Wednesday, December 20, 2006

I sit on a bench between two trees
I am the center most thought ,yet still forgotten
The boughs that cradle the sky above me
And below, the bench that holds this figure of sorrow

I sit on a bench between two trees
I am cold and I am alone
The icy wind crawls through my thin shirt
My heart gives into the sadness that's filling my mind
And I am no longer alone

The cold is now a comfort to me
A friend to console my weary person
I close my eyes and breath deeply
And let the cold consume me


Ok I know it doesn't rhyme or even have the same number of lines in each verse. I know I could make it a lot better if I worked on it.
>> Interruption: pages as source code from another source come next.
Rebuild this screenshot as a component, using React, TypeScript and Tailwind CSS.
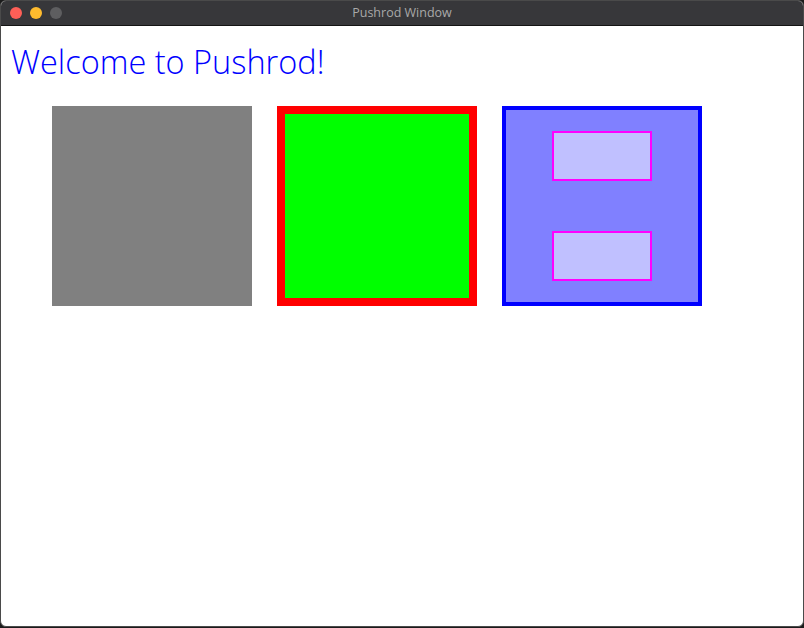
import React from "react";

const Light: React.FC<{ color: string }> = ({ color }) => (
  <span className={`block w-3 h-3 rounded-full ${color}`} />
);

const App: React.FC = () => {
  return (
    <div className="w-[804px] h-[628px] bg-[#1b1b1b] overflow-hidden">
      <div className="w-[804px] h-[627px] flex flex-col rounded-[6px] overflow-hidden border border-[#4a4a4a] bg-white">
        {/* title bar */}
        <div className="relative h-[25px] shrink-0 flex items-center bg-[#37373a] border-b border-[#141414]">
          <div className="flex items-center gap-2 pl-[9px]">
            <Light color="bg-[#fe5f57]" />
            <Light color="bg-[#febb2e]" />
            <Light color="bg-[#5e5e60]" />
          </div>
          <div
            className="absolute inset-0 flex items-center justify-center text-[12.5px] text-[#a9a9a9]"
            style={{ fontFamily: '"Open Sans", sans-serif' }}
          >
            Pushrod Window
          </div>
        </div>

        {/* content */}
        <div className="flex-1 flex flex-col">
          <h1
            className="pl-[10px] pt-[14px] text-[32.5px] leading-[44px] font-light text-[#0000ff]"
            style={{ fontFamily: '"Open Sans", sans-serif' }}
          >
            Welcome to Pushrod!
          </h1>
          <div className="flex gap-[25px] pl-[51px] mt-[22px]">
            <div className="w-[200px] h-[200px] bg-[#808080]" />
            <div className="w-[200px] h-[200px] bg-[#00ff00] border-[8px] border-[#ff0000]" />
            <div className="w-[200px] h-[200px] bg-[#8080ff] border-[4px] border-[#0000ff] flex flex-col items-center pt-[21px] gap-[50px]">
              <div className="w-[100px] h-[50px] bg-[#c0c0ff] border-[2px] border-[#ff00ff]" />
              <div className="w-[100px] h-[50px] bg-[#c0c0ff] border-[2px] border-[#ff00ff]" />
            </div>
          </div>
        </div>
      </div>
    </div>
  );
};

export default App;
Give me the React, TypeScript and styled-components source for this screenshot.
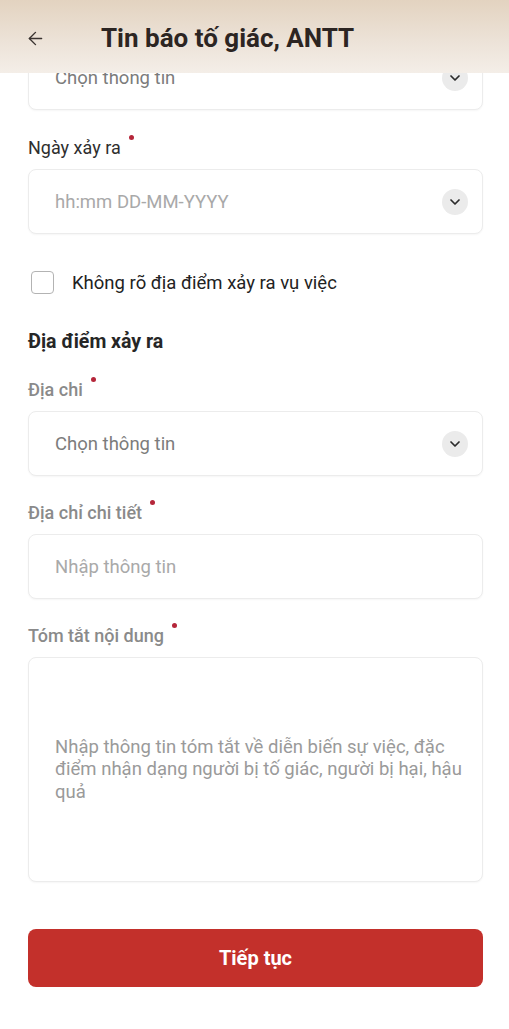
import React from "react";
import styled, { createGlobalStyle } from "styled-components";
import { ArrowLeft, ChevronDown } from "lucide-react";

const GlobalStyle = createGlobalStyle`
    html, body {
        margin: 0;
        padding: 0;
        background: #ffffff;
        font-family: Roboto, "Noto Sans", "Liberation Sans", sans-serif;
    }
    * {
        box-sizing: border-box;
    }
`;

const Screen = styled.div`
    position: relative;
    width: 509px;
    min-height: 1029px;
    background: #ffffff;
`;

const Header = styled.header`
    position: absolute;
    z-index: 10;
    top: 0;
    left: 0;
    right: 0;
    height: 73px;
    display: flex;
    align-items: center;
    padding: 0 0 0 25px;
    background: linear-gradient(180deg, #e3d3c0 0%, #ece2d7 55%, #f4eee8 100%);

    .Back {
        display: flex;
        color: #3a3330;
        margin-top: 3px;
    }
    .Title {
        margin: 3px 0 0 55px;
        font-size: 26px;
        font-weight: 700;
        color: #2c2522;
    }
`;

const Form = styled.main`
    display: flex;
    flex-direction: column;
    padding: 45px 26px 0 28px;
`;

const Box = styled.div<{ $height?: number }>`
    display: flex;
    align-items: center;
    justify-content: space-between;
    height: ${({ $height }) => $height ?? 65}px;
    padding: 0 14px 0 26px;
    border: 1px solid #ececec;
    border-radius: 8px;
    background: #ffffff;
    box-shadow: 0 1px 2px rgba(0, 0, 0, 0.04);
`;

const Placeholder = styled.span<{ $tone?: "light" | "mid" }>`
    font-size: 18.5px;
    line-height: 22px;
    color: ${({ $tone }) => ($tone === "mid" ? "#7c7c7c" : "#a9a9a9")};
`;

const AreaText = styled.span`
    font-size: 18.5px;
    line-height: 22.5px;
    color: #9a9a9a;
`;

const ChevronCircle = styled.span`
    flex-shrink: 0;
    display: flex;
    align-items: center;
    justify-content: center;
    width: 26px;
    height: 26px;
    border-radius: 50%;
    background: #ebebeb;
    color: #2b2b2b;
`;

const Label = styled.div<{ $muted?: boolean; $top: number }>`
    display: flex;
    align-items: flex-start;
    margin: ${({ $top }) => $top}px 0 11px;
    height: 20px;
    font-size: 18px;
    line-height: 20px;
    font-weight: ${({ $muted }) => ($muted ? 500 : 400)};
    color: ${({ $muted }) => ($muted ? "#8a8a8a" : "#2e2e2e")};

    .Dot {
        width: 5px;
        height: 5px;
        margin: -3px 0 0 8px;
        border-radius: 50%;
        background: #b5263a;
    }
`;

const CheckRow = styled.label`
    display: flex;
    align-items: center;
    margin: 37px 0 0 3px;
    font-size: 18.5px;
    color: #222222;

    .Check {
        width: 23px;
        height: 23px;
        border: 1.5px solid #b3b3b3;
        border-radius: 4px;
        margin-right: 18px;
    }
`;

const SectionTitle = styled.h3`
    margin: 38px 0 0;
    height: 20px;
    font-size: 19.5px;
    line-height: 20px;
    font-weight: 700;
    color: #262626;
`;

const SubmitButton = styled.button`
    margin-top: 47px;
    height: 58px;
    width: 100%;
    border: none;
    border-radius: 8px;
    background: #c3302b;
    color: #ffffff;
    font-family: inherit;
    font-size: 20px;
    font-weight: 700;
`;

type FieldProps = { label: string; muted?: boolean; top: number };

const FieldLabel = ({ label, muted, top }: FieldProps) => (
    <Label $muted={muted} $top={top}>
        {label}
        <span className="Dot" />
    </Label>
);

const Select = ({ text, tone }: { text: string; tone?: "light" | "mid" }) => (
    <Box>
        <Placeholder $tone={tone}>{text}</Placeholder>
        <ChevronCircle>
            <ChevronDown size={16} strokeWidth={2.6} />
        </ChevronCircle>
    </Box>
);

export default function App() {
    return (
        <Screen>
            <GlobalStyle />
            <Header>
                <span className="Back">
                    <ArrowLeft size={21} strokeWidth={1.6} />
                </span>
                <span className="Title">Tin báo tố giác, ANTT</span>
            </Header>
            <Form>
                <Select text="Chọn thông tin" tone="mid" />

                <FieldLabel label="Ngày xảy ra" top={28} />
                <Select text="hh:mm DD-MM-YYYY" />

                <CheckRow>
                    <span className="Check" />
                    Không rõ địa điểm xảy ra vụ việc
                </CheckRow>

                <SectionTitle>Địa điểm xảy ra</SectionTitle>

                <FieldLabel label="Địa chi" muted top={28} />
                <Select text="Chọn thông tin" tone="mid" />

                <FieldLabel label="Địa chỉ chi tiết" muted top={27} />
                <Box>
                    <Placeholder>Nhập thông tin</Placeholder>
                </Box>

                <FieldLabel label="Tóm tắt nội dung" muted top={27} />
                <Box $height={225}>
                    <AreaText>
                        Nhập thông tin tóm tắt về diễn biến sự việc, đặc điểm nhận dạng người bị tố giác, người bị hại, hậu quả
                    </AreaText>
                </Box>

                <SubmitButton>Tiếp tục</SubmitButton>
            </Form>
        </Screen>
    );
}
But I just can't stay in one place too long. I really was freezing to death, sitting on a bench, between two trees when I wrote it. I didn't even have a proper piece of paper.

2 comments:

tag said...

Honestly, poetry that ignores rhyme and meter is more impressive to me cause I can't write like that to save my life. I just finished an English class, and one of the girls in my group was a free-form poet... mad crazy stuff. It's cool that it still flows and reads well without using those things as crutches.

Ma'am Gallahad said...

poetry does not have to rhyme nor does it have to have the same number of lines. those things- rhyme, meter, alliteration, metaphor, repetition, whatever- are only devices that you use only if they further the purpose of your poem. otherwise, forget them.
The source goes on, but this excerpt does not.